Exercise directions: Each entry must be given again exactly; images do not belong in the copy.

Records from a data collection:
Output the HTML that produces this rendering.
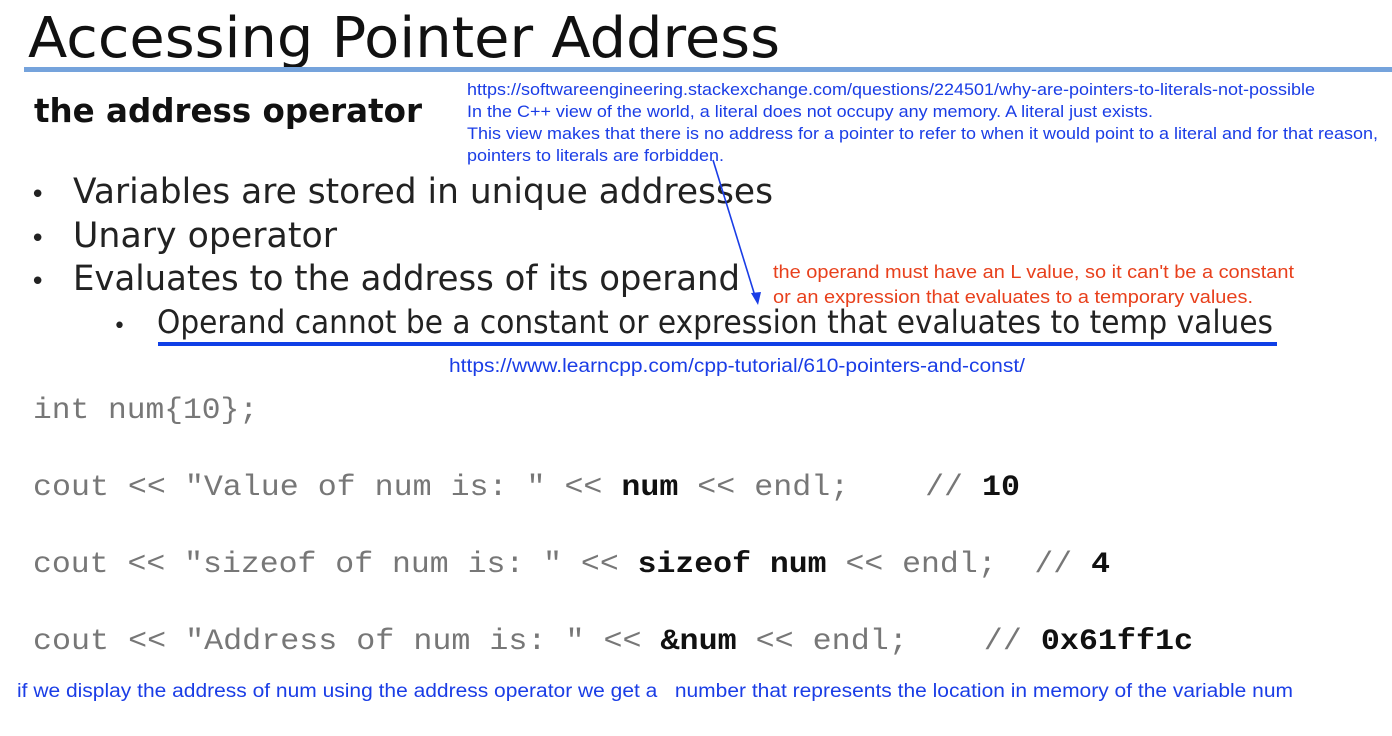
<!DOCTYPE html>
<html><head><meta charset="utf-8"><style>html,body{margin:0;padding:0;background:#fff;width:1392px;height:736px;overflow:hidden}text{white-space:pre}</style></head>
<body>
<svg width="1392" height="736" xmlns="http://www.w3.org/2000/svg">
<rect width="1392" height="736" fill="#fff"/>
<text x="28" y="57" font-family="DejaVu Sans, Liberation Sans, sans-serif" font-size="56" fill="#111" textLength="752" lengthAdjust="spacingAndGlyphs">Accessing Pointer Address</text>
<rect x="24" y="67" width="1368" height="5" fill="#75a3dc"/>
<text x="34" y="122" font-family="DejaVu Sans, Liberation Sans, sans-serif" font-weight="bold" font-size="33" fill="#111" textLength="388" lengthAdjust="spacingAndGlyphs">the address operator</text>
<g font-family="Liberation Sans, Arial, sans-serif" font-size="17" fill="#1a3de6">
<text x="467" y="95" textLength="848" lengthAdjust="spacingAndGlyphs">https://softwareengineering.stackexchange.com/questions/224501/why-are-pointers-to-literals-not-possible</text>
<text x="467" y="117" textLength="686" lengthAdjust="spacingAndGlyphs">In the C++ view of the world, a literal does not occupy any memory. A literal just exists.</text>
<text x="467" y="139" textLength="911" lengthAdjust="spacingAndGlyphs">This view makes that there is no address for a pointer to refer to when it would point to a literal and for that reason,</text>
<text x="467" y="161" textLength="257" lengthAdjust="spacingAndGlyphs">pointers to literals are forbidden.</text>
</g>
<g font-family="DejaVu Sans, Liberation Sans, sans-serif" font-size="35" fill="#222">
<text x="30" y="203" font-size="26">•</text>
<text x="73" y="203" textLength="700" lengthAdjust="spacingAndGlyphs">Variables are stored in unique addresses</text>
<text x="30" y="247" font-size="26">•</text>
<text x="73" y="247" textLength="264" lengthAdjust="spacingAndGlyphs">Unary operator</text>
<text x="30" y="290" font-size="26">•</text>
<text x="73" y="290" textLength="667" lengthAdjust="spacingAndGlyphs">Evaluates to the address of its operand</text>
<text x="113" y="333" font-size="22">•</text>
<text x="157" y="333" font-size="32" textLength="1116" lengthAdjust="spacingAndGlyphs">Operand cannot be a constant or expression that evaluates to temp values</text>
</g>
<rect x="158" y="342" width="1119" height="4" fill="#0f3fe6"/>
<line x1="713" y1="160" x2="755" y2="296" stroke="#1a3de6" stroke-width="1.6"/>
<polygon points="751,293 761,292 758,305" fill="#1a3de6"/>
<g font-family="Liberation Sans, Arial, sans-serif" font-size="18" fill="#e8401c">
<text x="773" y="278" textLength="521" lengthAdjust="spacingAndGlyphs">the operand must have an L value, so it can't be a constant</text>
<text x="773" y="303" textLength="480" lengthAdjust="spacingAndGlyphs">or an expression that evaluates to a temporary values.</text>
</g>
<text x="449" y="372" font-family="Liberation Sans, Arial, sans-serif" font-size="19" fill="#1a3de6" textLength="576" lengthAdjust="spacingAndGlyphs">https://www.learncpp.com/cpp-tutorial/610-pointers-and-const/</text>
<g font-family="Liberation Mono, Courier New, monospace" font-size="30" fill="#777">
<text x="33" y="418" textLength="225" lengthAdjust="spacingAndGlyphs">int num{10};</text>
<text x="33" y="495" textLength="987" lengthAdjust="spacingAndGlyphs">cout &lt;&lt; "Value of num is: " &lt;&lt; <tspan font-weight="bold" fill="#111">num</tspan> &lt;&lt; endl;    // <tspan font-weight="bold" fill="#111">10</tspan></text>
<text x="33" y="572" textLength="1077" lengthAdjust="spacingAndGlyphs">cout &lt;&lt; "sizeof of num is: " &lt;&lt; <tspan font-weight="bold" fill="#111">sizeof num</tspan> &lt;&lt; endl;  // <tspan font-weight="bold" fill="#111">4</tspan></text>
<text x="33" y="649" textLength="1160" lengthAdjust="spacingAndGlyphs">cout &lt;&lt; "Address of num is: " &lt;&lt; <tspan font-weight="bold" fill="#111">&amp;num</tspan> &lt;&lt; endl;    // <tspan font-weight="bold" fill="#111">0x61ff1c</tspan></text>
</g>
<text x="17" y="697" font-family="Liberation Sans, Arial, sans-serif" font-size="19" fill="#1a3de6" textLength="1276" lengthAdjust="spacingAndGlyphs">if we display the address of num using the address operator we get a   number that represents the location in memory of the variable num</text>
</svg>
</body></html>
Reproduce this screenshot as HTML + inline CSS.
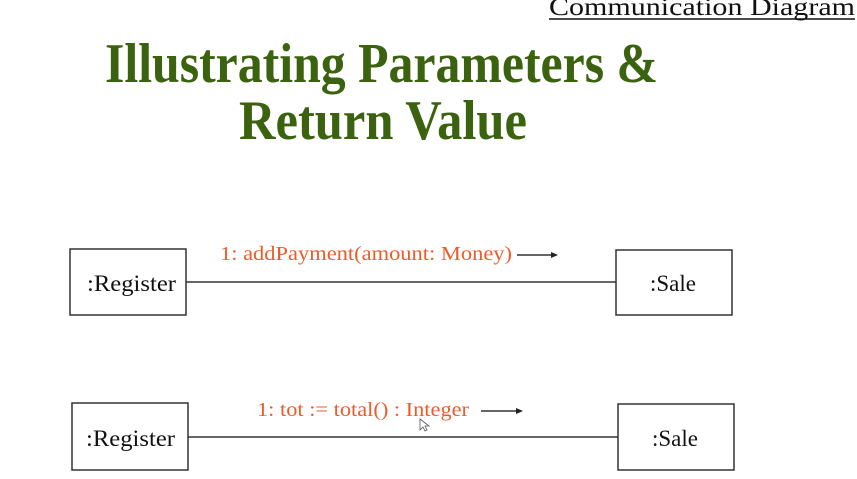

Output below:
Output the HTML that produces this rendering.
<!DOCTYPE html>
<html><head><meta charset="utf-8"><style>html,body{margin:0;padding:0;background:#fff;width:1392px;height:736px;overflow:hidden}text{white-space:pre}</style></head>
<body>
<svg width="1392" height="736" xmlns="http://www.w3.org/2000/svg">
<rect width="1392" height="736" fill="#fff"/>
<text x="28" y="57" font-family="DejaVu Sans, Liberation Sans, sans-serif" font-size="56" fill="#111" textLength="752" lengthAdjust="spacingAndGlyphs">Accessing Pointer Address</text>
<rect x="24" y="67" width="1368" height="5" fill="#75a3dc"/>
<text x="34" y="122" font-family="DejaVu Sans, Liberation Sans, sans-serif" font-weight="bold" font-size="33" fill="#111" textLength="388" lengthAdjust="spacingAndGlyphs">the address operator</text>
<g font-family="Liberation Sans, Arial, sans-serif" font-size="17" fill="#1a3de6">
<text x="467" y="95" textLength="848" lengthAdjust="spacingAndGlyphs">https://softwareengineering.stackexchange.com/questions/224501/why-are-pointers-to-literals-not-possible</text>
<text x="467" y="117" textLength="686" lengthAdjust="spacingAndGlyphs">In the C++ view of the world, a literal does not occupy any memory. A literal just exists.</text>
<text x="467" y="139" textLength="911" lengthAdjust="spacingAndGlyphs">This view makes that there is no address for a pointer to refer to when it would point to a literal and for that reason,</text>
<text x="467" y="161" textLength="257" lengthAdjust="spacingAndGlyphs">pointers to literals are forbidden.</text>
</g>
<g font-family="DejaVu Sans, Liberation Sans, sans-serif" font-size="35" fill="#222">
<text x="30" y="203" font-size="26">•</text>
<text x="73" y="203" textLength="700" lengthAdjust="spacingAndGlyphs">Variables are stored in unique addresses</text>
<text x="30" y="247" font-size="26">•</text>
<text x="73" y="247" textLength="264" lengthAdjust="spacingAndGlyphs">Unary operator</text>
<text x="30" y="290" font-size="26">•</text>
<text x="73" y="290" textLength="667" lengthAdjust="spacingAndGlyphs">Evaluates to the address of its operand</text>
<text x="113" y="333" font-size="22">•</text>
<text x="157" y="333" font-size="32" textLength="1116" lengthAdjust="spacingAndGlyphs">Operand cannot be a constant or expression that evaluates to temp values</text>
</g>
<rect x="158" y="342" width="1119" height="4" fill="#0f3fe6"/>
<line x1="713" y1="160" x2="755" y2="296" stroke="#1a3de6" stroke-width="1.6"/>
<polygon points="751,293 761,292 758,305" fill="#1a3de6"/>
<g font-family="Liberation Sans, Arial, sans-serif" font-size="18" fill="#e8401c">
<text x="773" y="278" textLength="521" lengthAdjust="spacingAndGlyphs">the operand must have an L value, so it can't be a constant</text>
<text x="773" y="303" textLength="480" lengthAdjust="spacingAndGlyphs">or an expression that evaluates to a temporary values.</text>
</g>
<text x="449" y="372" font-family="Liberation Sans, Arial, sans-serif" font-size="19" fill="#1a3de6" textLength="576" lengthAdjust="spacingAndGlyphs">https://www.learncpp.com/cpp-tutorial/610-pointers-and-const/</text>
<g font-family="Liberation Mono, Courier New, monospace" font-size="30" fill="#777">
<text x="33" y="418" textLength="225" lengthAdjust="spacingAndGlyphs">int num{10};</text>
<text x="33" y="495" textLength="987" lengthAdjust="spacingAndGlyphs">cout &lt;&lt; "Value of num is: " &lt;&lt; <tspan font-weight="bold" fill="#111">num</tspan> &lt;&lt; endl;    // <tspan font-weight="bold" fill="#111">10</tspan></text>
<text x="33" y="572" textLength="1077" lengthAdjust="spacingAndGlyphs">cout &lt;&lt; "sizeof of num is: " &lt;&lt; <tspan font-weight="bold" fill="#111">sizeof num</tspan> &lt;&lt; endl;  // <tspan font-weight="bold" fill="#111">4</tspan></text>
<text x="33" y="649" textLength="1160" lengthAdjust="spacingAndGlyphs">cout &lt;&lt; "Address of num is: " &lt;&lt; <tspan font-weight="bold" fill="#111">&amp;num</tspan> &lt;&lt; endl;    // <tspan font-weight="bold" fill="#111">0x61ff1c</tspan></text>
</g>
<text x="17" y="697" font-family="Liberation Sans, Arial, sans-serif" font-size="19" fill="#1a3de6" textLength="1276" lengthAdjust="spacingAndGlyphs">if we display the address of num using the address operator we get a   number that represents the location in memory of the variable num</text>
</svg>
</body></html>
Reproduce this screenshot as HTML + inline CSS.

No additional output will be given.